I’ve tried various paper systems. Lost the papers or the lists got too complicated to keep on paper; scratched-out items and long doodly lines going every which way made me feel less not more organized.  From time to time I realize it would be good to harness the power of computers

So I made a pretty Excel spreadsheet with colors and categories and columns.

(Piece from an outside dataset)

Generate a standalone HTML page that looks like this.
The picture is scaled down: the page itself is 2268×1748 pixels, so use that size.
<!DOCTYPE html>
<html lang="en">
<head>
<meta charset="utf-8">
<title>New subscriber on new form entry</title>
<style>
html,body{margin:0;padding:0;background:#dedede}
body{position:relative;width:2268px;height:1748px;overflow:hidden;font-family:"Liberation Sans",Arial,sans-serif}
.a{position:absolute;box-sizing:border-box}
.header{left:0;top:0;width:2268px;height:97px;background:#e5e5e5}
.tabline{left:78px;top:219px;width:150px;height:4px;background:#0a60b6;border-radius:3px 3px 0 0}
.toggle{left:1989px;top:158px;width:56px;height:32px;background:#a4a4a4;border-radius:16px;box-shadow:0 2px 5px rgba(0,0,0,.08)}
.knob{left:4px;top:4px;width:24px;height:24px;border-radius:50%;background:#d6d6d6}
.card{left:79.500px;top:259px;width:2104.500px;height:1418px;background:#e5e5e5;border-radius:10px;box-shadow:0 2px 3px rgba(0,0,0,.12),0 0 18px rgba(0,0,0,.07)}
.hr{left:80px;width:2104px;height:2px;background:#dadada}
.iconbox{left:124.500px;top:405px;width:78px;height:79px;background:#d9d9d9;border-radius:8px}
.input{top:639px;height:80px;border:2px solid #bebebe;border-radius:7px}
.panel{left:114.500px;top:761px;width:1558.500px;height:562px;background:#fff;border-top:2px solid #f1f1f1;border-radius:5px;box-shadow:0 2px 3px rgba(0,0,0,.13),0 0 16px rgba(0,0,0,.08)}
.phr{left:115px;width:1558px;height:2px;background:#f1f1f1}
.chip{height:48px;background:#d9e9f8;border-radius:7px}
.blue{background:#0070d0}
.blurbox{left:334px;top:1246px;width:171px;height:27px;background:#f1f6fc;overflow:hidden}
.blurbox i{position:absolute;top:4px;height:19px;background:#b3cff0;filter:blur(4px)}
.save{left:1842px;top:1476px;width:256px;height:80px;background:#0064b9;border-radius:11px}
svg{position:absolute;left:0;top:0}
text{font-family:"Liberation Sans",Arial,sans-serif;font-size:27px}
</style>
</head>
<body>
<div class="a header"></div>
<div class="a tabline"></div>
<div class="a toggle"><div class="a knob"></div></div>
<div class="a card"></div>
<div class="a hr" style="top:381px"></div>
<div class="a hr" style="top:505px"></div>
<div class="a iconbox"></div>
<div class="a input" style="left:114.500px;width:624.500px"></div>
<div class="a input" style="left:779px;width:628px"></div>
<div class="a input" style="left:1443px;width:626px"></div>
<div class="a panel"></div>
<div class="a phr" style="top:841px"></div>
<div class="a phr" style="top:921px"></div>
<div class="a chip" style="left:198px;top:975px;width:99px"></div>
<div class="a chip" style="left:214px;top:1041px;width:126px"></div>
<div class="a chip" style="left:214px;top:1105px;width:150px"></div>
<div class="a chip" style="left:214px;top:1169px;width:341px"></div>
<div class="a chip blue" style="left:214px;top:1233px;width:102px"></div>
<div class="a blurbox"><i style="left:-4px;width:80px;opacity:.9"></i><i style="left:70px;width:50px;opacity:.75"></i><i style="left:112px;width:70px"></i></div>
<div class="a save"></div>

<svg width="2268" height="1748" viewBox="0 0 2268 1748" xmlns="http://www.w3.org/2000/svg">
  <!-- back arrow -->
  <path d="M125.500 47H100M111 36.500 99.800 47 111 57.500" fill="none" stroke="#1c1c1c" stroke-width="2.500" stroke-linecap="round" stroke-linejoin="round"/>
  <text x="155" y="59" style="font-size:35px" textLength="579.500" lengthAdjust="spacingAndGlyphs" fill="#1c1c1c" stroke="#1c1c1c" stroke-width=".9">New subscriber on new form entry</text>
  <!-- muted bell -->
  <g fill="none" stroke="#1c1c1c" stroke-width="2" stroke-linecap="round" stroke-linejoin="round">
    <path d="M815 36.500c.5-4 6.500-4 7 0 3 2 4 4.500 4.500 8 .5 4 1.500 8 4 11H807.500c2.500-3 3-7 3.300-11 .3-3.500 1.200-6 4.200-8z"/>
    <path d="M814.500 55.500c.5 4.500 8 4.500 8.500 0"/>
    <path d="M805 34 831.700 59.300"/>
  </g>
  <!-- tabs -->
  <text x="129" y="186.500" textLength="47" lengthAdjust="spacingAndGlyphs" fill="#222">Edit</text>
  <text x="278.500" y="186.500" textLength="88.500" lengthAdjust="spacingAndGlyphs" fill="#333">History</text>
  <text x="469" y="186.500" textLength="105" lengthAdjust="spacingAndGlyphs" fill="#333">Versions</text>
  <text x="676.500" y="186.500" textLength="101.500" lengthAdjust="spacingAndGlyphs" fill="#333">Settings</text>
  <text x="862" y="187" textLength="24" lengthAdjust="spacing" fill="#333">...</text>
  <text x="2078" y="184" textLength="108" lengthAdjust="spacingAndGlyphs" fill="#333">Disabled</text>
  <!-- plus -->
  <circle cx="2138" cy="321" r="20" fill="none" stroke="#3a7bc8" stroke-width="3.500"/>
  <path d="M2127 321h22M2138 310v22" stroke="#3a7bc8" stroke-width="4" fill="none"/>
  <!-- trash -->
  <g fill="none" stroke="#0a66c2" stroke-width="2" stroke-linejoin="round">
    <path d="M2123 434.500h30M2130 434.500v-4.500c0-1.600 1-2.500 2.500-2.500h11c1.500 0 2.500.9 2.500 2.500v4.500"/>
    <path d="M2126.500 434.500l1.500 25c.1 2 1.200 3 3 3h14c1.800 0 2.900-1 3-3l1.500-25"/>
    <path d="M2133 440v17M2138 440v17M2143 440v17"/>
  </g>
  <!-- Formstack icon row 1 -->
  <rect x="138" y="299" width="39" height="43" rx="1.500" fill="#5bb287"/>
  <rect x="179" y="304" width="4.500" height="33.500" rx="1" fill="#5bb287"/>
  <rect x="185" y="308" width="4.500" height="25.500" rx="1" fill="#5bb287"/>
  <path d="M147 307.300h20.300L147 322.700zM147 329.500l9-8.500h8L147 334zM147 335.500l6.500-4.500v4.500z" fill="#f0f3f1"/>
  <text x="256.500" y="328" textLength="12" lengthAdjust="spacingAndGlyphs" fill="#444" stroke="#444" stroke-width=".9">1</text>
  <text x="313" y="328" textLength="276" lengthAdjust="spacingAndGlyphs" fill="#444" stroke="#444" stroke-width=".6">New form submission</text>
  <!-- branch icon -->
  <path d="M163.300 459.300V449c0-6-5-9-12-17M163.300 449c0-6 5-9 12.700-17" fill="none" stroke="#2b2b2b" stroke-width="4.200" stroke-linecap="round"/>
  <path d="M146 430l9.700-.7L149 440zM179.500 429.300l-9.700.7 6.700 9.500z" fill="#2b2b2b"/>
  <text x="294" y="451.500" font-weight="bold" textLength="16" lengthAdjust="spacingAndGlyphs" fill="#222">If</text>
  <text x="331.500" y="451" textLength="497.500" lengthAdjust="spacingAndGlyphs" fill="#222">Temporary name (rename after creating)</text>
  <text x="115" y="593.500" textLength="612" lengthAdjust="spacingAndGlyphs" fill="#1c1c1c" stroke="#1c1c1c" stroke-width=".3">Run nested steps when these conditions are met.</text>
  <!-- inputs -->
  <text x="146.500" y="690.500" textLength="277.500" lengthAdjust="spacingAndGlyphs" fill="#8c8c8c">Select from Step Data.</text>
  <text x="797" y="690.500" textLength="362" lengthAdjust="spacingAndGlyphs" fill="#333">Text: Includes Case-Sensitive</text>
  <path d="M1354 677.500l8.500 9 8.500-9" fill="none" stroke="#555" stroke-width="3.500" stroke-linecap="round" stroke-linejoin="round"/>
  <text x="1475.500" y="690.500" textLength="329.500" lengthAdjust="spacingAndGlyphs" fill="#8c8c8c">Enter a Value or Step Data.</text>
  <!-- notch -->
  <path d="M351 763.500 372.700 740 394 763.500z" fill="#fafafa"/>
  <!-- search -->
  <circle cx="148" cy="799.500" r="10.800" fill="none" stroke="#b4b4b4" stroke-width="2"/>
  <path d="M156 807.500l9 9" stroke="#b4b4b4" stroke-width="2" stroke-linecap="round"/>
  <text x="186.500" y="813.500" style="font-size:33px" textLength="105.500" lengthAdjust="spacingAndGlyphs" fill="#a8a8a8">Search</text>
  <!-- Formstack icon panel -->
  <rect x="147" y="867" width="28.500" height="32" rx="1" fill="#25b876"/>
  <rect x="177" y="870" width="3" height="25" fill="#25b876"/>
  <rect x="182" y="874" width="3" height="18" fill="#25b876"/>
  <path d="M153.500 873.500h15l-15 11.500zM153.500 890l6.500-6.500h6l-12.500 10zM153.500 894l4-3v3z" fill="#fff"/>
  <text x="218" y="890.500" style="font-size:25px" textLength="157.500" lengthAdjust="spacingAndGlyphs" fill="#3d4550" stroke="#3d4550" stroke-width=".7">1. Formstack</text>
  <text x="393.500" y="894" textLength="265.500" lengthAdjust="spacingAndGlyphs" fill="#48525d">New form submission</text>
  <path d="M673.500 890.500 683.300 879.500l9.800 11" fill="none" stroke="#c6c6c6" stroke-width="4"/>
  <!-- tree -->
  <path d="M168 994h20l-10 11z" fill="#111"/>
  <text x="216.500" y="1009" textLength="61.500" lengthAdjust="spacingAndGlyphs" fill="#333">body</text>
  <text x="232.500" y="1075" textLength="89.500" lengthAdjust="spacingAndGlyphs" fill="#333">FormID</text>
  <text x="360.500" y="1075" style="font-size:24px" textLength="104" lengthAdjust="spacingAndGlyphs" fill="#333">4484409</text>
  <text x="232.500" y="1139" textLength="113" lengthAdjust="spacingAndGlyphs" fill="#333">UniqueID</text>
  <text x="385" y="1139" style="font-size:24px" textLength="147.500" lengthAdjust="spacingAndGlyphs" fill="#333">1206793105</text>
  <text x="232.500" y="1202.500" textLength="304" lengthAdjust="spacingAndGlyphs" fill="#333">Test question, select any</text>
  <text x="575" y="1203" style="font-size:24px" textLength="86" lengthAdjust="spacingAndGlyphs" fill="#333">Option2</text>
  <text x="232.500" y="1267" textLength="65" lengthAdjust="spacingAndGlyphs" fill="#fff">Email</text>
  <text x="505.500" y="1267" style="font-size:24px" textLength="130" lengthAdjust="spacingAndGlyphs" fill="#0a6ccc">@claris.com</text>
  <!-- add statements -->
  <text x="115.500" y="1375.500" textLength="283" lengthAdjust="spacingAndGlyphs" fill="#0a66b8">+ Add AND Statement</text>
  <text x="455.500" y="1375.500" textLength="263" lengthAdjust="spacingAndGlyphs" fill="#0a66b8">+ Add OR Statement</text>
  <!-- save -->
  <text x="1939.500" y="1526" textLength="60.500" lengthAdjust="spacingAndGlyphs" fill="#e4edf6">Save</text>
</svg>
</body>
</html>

The main problem was that it wasn’t really integrated into my daily life, so I would forget to look at it for days on end.  Even if I put it on my computer desktop, or printed it out and posted it somewhere I could see it, I just didn’t find it satisfying or enjoyable; in fact, looking at 65 items at a time made me feel very overwhelmed, even if most of them were off in the future.  Also, it couldn’t be very easily synced to my ipod Touch, which is a feature I’ll want when I’m traveling.

Bottomline I want and need a centralized place to sort out all my ideas into lists, then prioritize and see them daily in a way that will actually help me get the things done. And of course it has to be easy to use — because making the list can’t be more time-consuming than actually doing the things on the list! — and free or very low cost, because even though I am empress of my own universe, my income is definitely that of a, um, writer.